• **DATA BLOCK**
________________

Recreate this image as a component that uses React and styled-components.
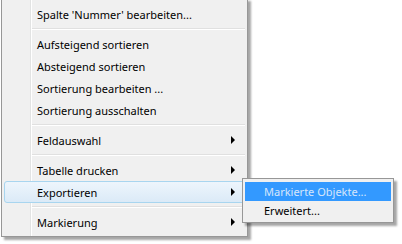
import React from 'react';
import styled, { createGlobalStyle } from 'styled-components';

const GlobalStyle = createGlobalStyle`
	body {
		margin: 0;
		background: #ffffff;
		font-family: 'Noto Sans', 'Open Sans', sans-serif;
		font-size: 11px;
		color: #000;
		overflow: hidden;
	}
`;

const Stage = styled.div`
	width: 402px;
	height: 244px;
	padding-left: 1px;
	box-sizing: border-box;
`;

const Menu = styled.div`
	position: relative;
	width: 247px;
	margin-top: -2px;
	box-sizing: border-box;
	border: 1px solid #979797;
	padding: 4px 2px 3px 2px;
	background-color: #f0f0f0;
	background-image: linear-gradient(
		to right,
		transparent 28px,
		#e2e3e3 28px,
		#e2e3e3 29px,
		#ffffff 29px,
		#ffffff 30px,
		transparent 30px
	);
	box-shadow: 3px 3px 2px rgba(0, 0, 0, 0.35);
`;

const Item = styled.div`
	position: relative;
	height: 22px;
	box-sizing: border-box;
	display: flex;
	align-items: center;
	padding: 1px 9px 0 32px;
	border: 1px solid ${(p) => (p.active ? '#a8d5ef' : 'transparent')};
	border-radius: 3px;
	background: ${(p) =>
		p.active ? 'linear-gradient(to bottom, #edf5fc, #dbeaf7)' : 'transparent'};
	white-space: nowrap;
`;

const Label = styled.span`
	flex: 1;
	line-height: 19px;
`;

const Arrow = styled.span`
	width: 0;
	height: 0;
	margin-bottom: 1px;
	border-top: 4px solid transparent;
	border-bottom: 4px solid transparent;
	border-left: 4px solid #000;
`;

const Separator = styled.div`
	height: 8px;
	margin-left: 28px;
	display: flex;
	flex-direction: column;
	justify-content: center;

	&::before {
		content: '';
		display: block;
		height: 1px;
		background: #e0e0e0;
	}
	&::after {
		content: '';
		display: block;
		height: 1px;
		background: #ffffff;
	}
`;

const SubMenu = styled.div`
	position: absolute;
	left: 237px;
	top: -4px;
	width: 152px;
	box-sizing: border-box;
	border: 1px solid #979797;
	padding: 3px 2px 2px 2px;
	background: #f0f0f0;
	box-shadow: 3px 3px 2px rgba(0, 0, 0, 0.35);
	z-index: 2;
`;

const SubItem = styled.div`
	height: 19px;
	display: flex;
	align-items: center;
	padding-left: 19px;
	background: ${(p) => (p.active ? '#3399ff' : 'transparent')};
	color: ${(p) => (p.active ? '#d6e6fb' : '#000')};
	white-space: nowrap;
`;

const items = [
	{ label: "Spalte 'Nummer' bearbeiten..." },
	'sep',
	{ label: 'Aufsteigend sortieren' },
	{ label: 'Absteigend sortieren' },
	{ label: 'Sortierung bearbeiten ...' },
	{ label: 'Sortierung ausschalten' },
	'sep',
	{ label: 'Feldauswahl', sub: true },
	'sep',
	{ label: 'Tabelle drucken', sub: true },
	{ label: 'Exportieren', sub: true, active: true },
	'sep',
	{ label: 'Markierung', sub: true },
];

const App = () => {
	return (
		<React.Fragment>
			<GlobalStyle />
			<Stage>
				<Menu>
					{items.map((it, i) =>
						it === 'sep' ? (
							<Separator key={i} />
						) : (
							<Item key={i} active={it.active}>
								<Label>{it.label}</Label>
								{it.sub && <Arrow />}
								{it.active && (
									<SubMenu>
										<SubItem active>Markierte Objekte...</SubItem>
										<SubItem>Erweitert...</SubItem>
									</SubMenu>
								)}
							</Item>
						)
					)}
				</Menu>
			</Stage>
		</React.Fragment>
	);
};

export default App;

________________

• **WORK TO DO**
All of the lines above should be printed exactly, minus the pictures.

• **CORRECT OUTPUT**
Recreate this image as a component that uses React and styled-components.
import React from 'react';
import styled, { createGlobalStyle } from 'styled-components';

const GlobalStyle = createGlobalStyle`
	body {
		margin: 0;
		background: #ffffff;
		font-family: 'Noto Sans', 'Open Sans', sans-serif;
		font-size: 11px;
		color: #000;
		overflow: hidden;
	}
`;

const Stage = styled.div`
	width: 402px;
	height: 244px;
	padding-left: 1px;
	box-sizing: border-box;
`;

const Menu = styled.div`
	position: relative;
	width: 247px;
	margin-top: -2px;
	box-sizing: border-box;
	border: 1px solid #979797;
	padding: 4px 2px 3px 2px;
	background-color: #f0f0f0;
	background-image: linear-gradient(
		to right,
		transparent 28px,
		#e2e3e3 28px,
		#e2e3e3 29px,
		#ffffff 29px,
		#ffffff 30px,
		transparent 30px
	);
	box-shadow: 3px 3px 2px rgba(0, 0, 0, 0.35);
`;

const Item = styled.div`
	position: relative;
	height: 22px;
	box-sizing: border-box;
	display: flex;
	align-items: center;
	padding: 1px 9px 0 32px;
	border: 1px solid ${(p) => (p.active ? '#a8d5ef' : 'transparent')};
	border-radius: 3px;
	background: ${(p) =>
		p.active ? 'linear-gradient(to bottom, #edf5fc, #dbeaf7)' : 'transparent'};
	white-space: nowrap;
`;

const Label = styled.span`
	flex: 1;
	line-height: 19px;
`;

const Arrow = styled.span`
	width: 0;
	height: 0;
	margin-bottom: 1px;
	border-top: 4px solid transparent;
	border-bottom: 4px solid transparent;
	border-left: 4px solid #000;
`;

const Separator = styled.div`
	height: 8px;
	margin-left: 28px;
	display: flex;
	flex-direction: column;
	justify-content: center;

	&::before {
		content: '';
		display: block;
		height: 1px;
		background: #e0e0e0;
	}
	&::after {
		content: '';
		display: block;
		height: 1px;
		background: #ffffff;
	}
`;

const SubMenu = styled.div`
	position: absolute;
	left: 237px;
	top: -4px;
	width: 152px;
	box-sizing: border-box;
	border: 1px solid #979797;
	padding: 3px 2px 2px 2px;
	background: #f0f0f0;
	box-shadow: 3px 3px 2px rgba(0, 0, 0, 0.35);
	z-index: 2;
`;

const SubItem = styled.div`
	height: 19px;
	display: flex;
	align-items: center;
	padding-left: 19px;
	background: ${(p) => (p.active ? '#3399ff' : 'transparent')};
	color: ${(p) => (p.active ? '#d6e6fb' : '#000')};
	white-space: nowrap;
`;

const items = [
	{ label: "Spalte 'Nummer' bearbeiten..." },
	'sep',
	{ label: 'Aufsteigend sortieren' },
	{ label: 'Absteigend sortieren' },
	{ label: 'Sortierung bearbeiten ...' },
	{ label: 'Sortierung ausschalten' },
	'sep',
	{ label: 'Feldauswahl', sub: true },
	'sep',
	{ label: 'Tabelle drucken', sub: true },
	{ label: 'Exportieren', sub: true, active: true },
	'sep',
	{ label: 'Markierung', sub: true },
];

const App = () => {
	return (
		<React.Fragment>
			<GlobalStyle />
			<Stage>
				<Menu>
					{items.map((it, i) =>
						it === 'sep' ? (
							<Separator key={i} />
						) : (
							<Item key={i} active={it.active}>
								<Label>{it.label}</Label>
								{it.sub && <Arrow />}
								{it.active && (
									<SubMenu>
										<SubItem active>Markierte Objekte...</SubItem>
										<SubItem>Erweitert...</SubItem>
									</SubMenu>
								)}
							</Item>
						)
					)}
				</Menu>
			</Stage>
		</React.Fragment>
	);
};

export default App;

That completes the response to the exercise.